We therefore proceeded to generate two new constructs encoding either LD2 or LD4 fused to GFP, hereunto referred to as GFP LD2 and GFP LD4 respectively (Fig. 9a) and examined the efficiency of the stable polypeptides expressed (Fig. 9b), to displace FAK from FAs. LD2 has been shown to bind to both HPs with equally high affinity, whereas LD4 only binds HP1 with high affinity, thus we expected that GFP LD2 would be more efficient in displacing FAK compared to GFP LD4 [43, 58, 59]. However, both LD2 and LD4 as monomers failed to displace FAK from FAs (Fig. 9 c and d). These results, are in agreement with previous studies showing that peptides containing both LD2 and LD4 display higher affinity for FAT compared to single LDs [31, 43, 58, 60], as well as the results discussed earlier, showing that LD2 and LD4 have to be connected through a flexible linker of the proper size in order to displace FAK from FAs. Taken together, these data provide strong evidence that an LD motif dimer is required for a high affinity interaction with FAK to take place.

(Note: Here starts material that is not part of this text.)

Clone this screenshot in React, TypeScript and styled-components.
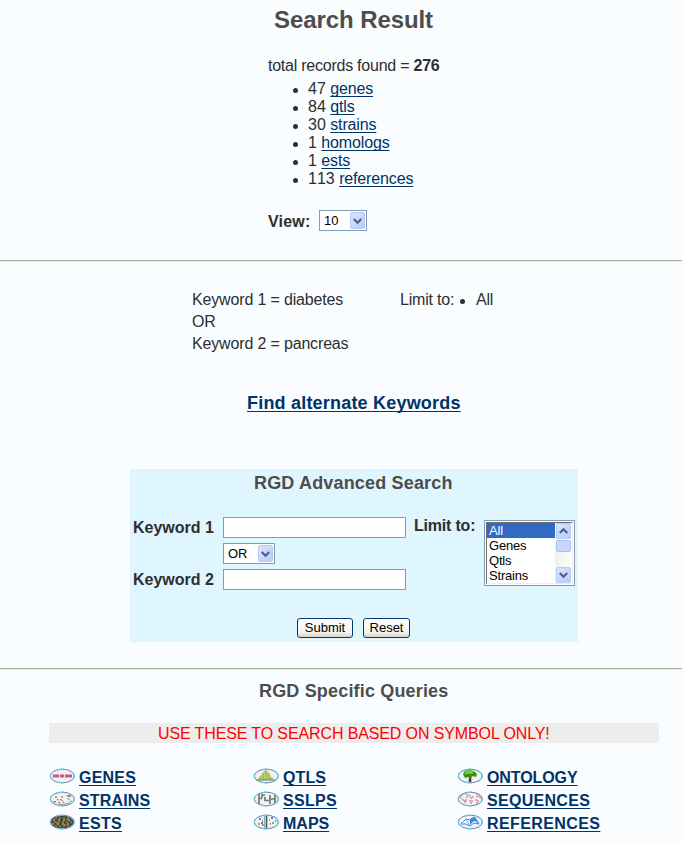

To test this possibility and at the same time determine if a single LD motif could in fact target both HPs, we generated two new constructs encoding LD2-LD2 or LD4-LD4, separated by the optimized 30 amino acid linker described earlier (Fig. 9a and b). As shown (Fig. 9c-e) both LD2-LD2 and LD4-LD4 effectively displace FAK from FAs, with a similar efficiency as LD2-LD4 suggesting that both LD2 and LD4 can bind both HPs. Importantly, expression of either polypeptide reduced the migratory capacity of MDA MB-231 cells, as efficiently as LD2-LD4 (Fig. 9f).
These results lead to the conclusion that the function of FAK, specifically at FAs, can be efficiently targeted using the above described strategy, as long as the peptide topology is maintained (two LD motifs connected with an appropriate linker). More importantly, it suggests that a single small molecule mimic could potentially bind both HPs eliminating the need for two individual molecules.